Police beat

From Conway Police Department reports

 

Pump station

Just after dark, at 5:36 p.m. Monday, Nov. 13, when an officer got the call. There was an accident at the CITGO station on Morningside Drive. The officer arrived and was pointed to a man by people there who had been “victims of the accident,” per the report. (The specifics of the accident were part of a separate report.)

The officer noted the 60 year old man pointed out was slow-moving, tended to sway and had slurred speech, as well as pinpoint pupils, despite it being after dark. As the man stepped toward the officer he stumbled and had to use a second officer’s nearby police car to steady himself.

A witness told the officer the man pulled into the station, hit a parked car, hit a second parked car, then jackknifed his pickup against the trailer he was towing.

The officer arrested him. The man was taken downtown for the field sobriety test due to the amount of traffic in and around the gas station. The result of that test, as well as the results of the breath test, were made in a separate report.

An investigator was called who evaluated the man. The specifics of the evaluation were not included in the report, but the man was booked for DWI-drugs, the report showing this to be his second DWI charge.

A mean drunk

Police were called to an apartment complex very early Wednesday morning, at 1:18 a.m. Nov. 15, when a man was spotted going through cars in the parking lot. The caller gave a description of the man, including what he was wearing. Officers converged on the complex.

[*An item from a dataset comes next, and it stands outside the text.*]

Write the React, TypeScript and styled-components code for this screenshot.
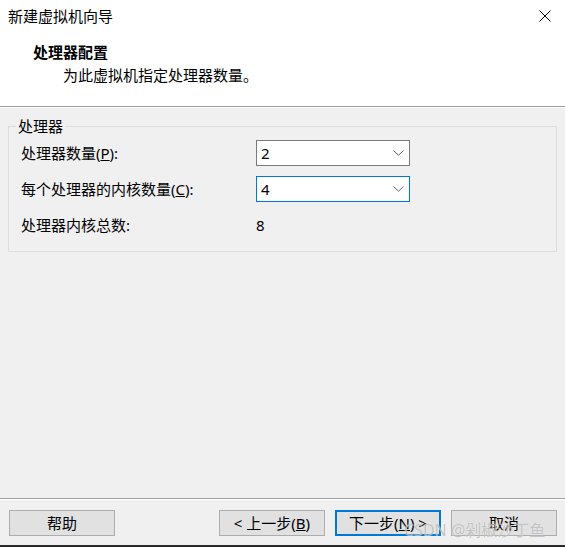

The reporting officer arrived and spotted a man who matched the description apparently trying to hide behind a brick column between himself and the officer. The officer got out to check on the man, noting here that as he did so the man pulled a cell phone out of his pocket and held it up as if he was talking on it. The man turned to walk away and almost fell down, the officer reported.

The officer spoke with the 56 year old man. There was an odor of intoxicants; there was bloodshot and watery eyes. After the introductions, the man told the officer he was on his way home to a nearby mobile home community, having just been visiting his girlfriend in the apartments. The officer pointed out the mobile home community was in the opposite direction the man was walking. Then, to further questions, the man couldn’t recall his girlfriend’s name, or what apartment was hers. He did point in the direction of her apartment, which was toward the area where the caller had seen a man going through cars.

The officer called in the man’s ID and found he had no warrants, but did, however, have a search waiver on file. He had the man put his hands on the patrol car. The man didn’t want to do so. The officer told him to do so, again, and now the man complied. He was searched. The officer found a car registration, “… five flashlights, three phone chargers, two cell phones, and one half empty bottle T.W. Samuels Kentucky blended whiskey.”

It was all his, the man said, the registration belong to a friend of his.

Two officers, one a sergeant, said they were going to check the area for signs of cars which had been pilfered. After they left, the man turned to the reporting officer and said he wanted to speak to the officer’s “[redacted] boss.” The officer replied his sergeant would be back shortly. The man replied he was not “[redacted] waiting on him.” When the officer told the man, again,there would be a wait for the sergeant’s return the man became all-the-more upset, comparing the situation to oats after a bull was done with them.

The officer put the man in handcuffs and in the back of his patrol car. On the way in, the man kicked the inside of the car’s door, telling the officer he wanted “to earn it.”

The other two officers returned. They had found one car they suspected of having been pilfered, but were not able to raise its owner. The owner of the car for the registration found in the man’s pocket was not on file with dispatch either.

As the man was being taken to jail he kicked the inside of the car, was well as making vile and obscene threats to the officer driving. At the jail he refused to sit for mugshots or sign his citation, nor, for that matter, answering any questions, telling the officer it was “none of his [redacted] business.”

Checkmate

Police were called to a bank Wednesday, Nov. 15 at 11:15 a.m. (Meaning it was 11:15 on 11/15 - I know, right?) A bank manager there wanted to report a fraud.

The manager told the officer of a woman - giving the officer the name - who came into the bank in August and deposited two checks, one for $853 and one for $720 from two separate banks, all the accounts being in her name.

She did not, it turned out, have the money in those accounts to cover the checks.

The manager told the officer the woman is making a lot of fraudulent transactions with a potential loss of $7,472, with only two of the transactions taking place in Conway, the rest in Little Rock, North Little Rock and Maumelle.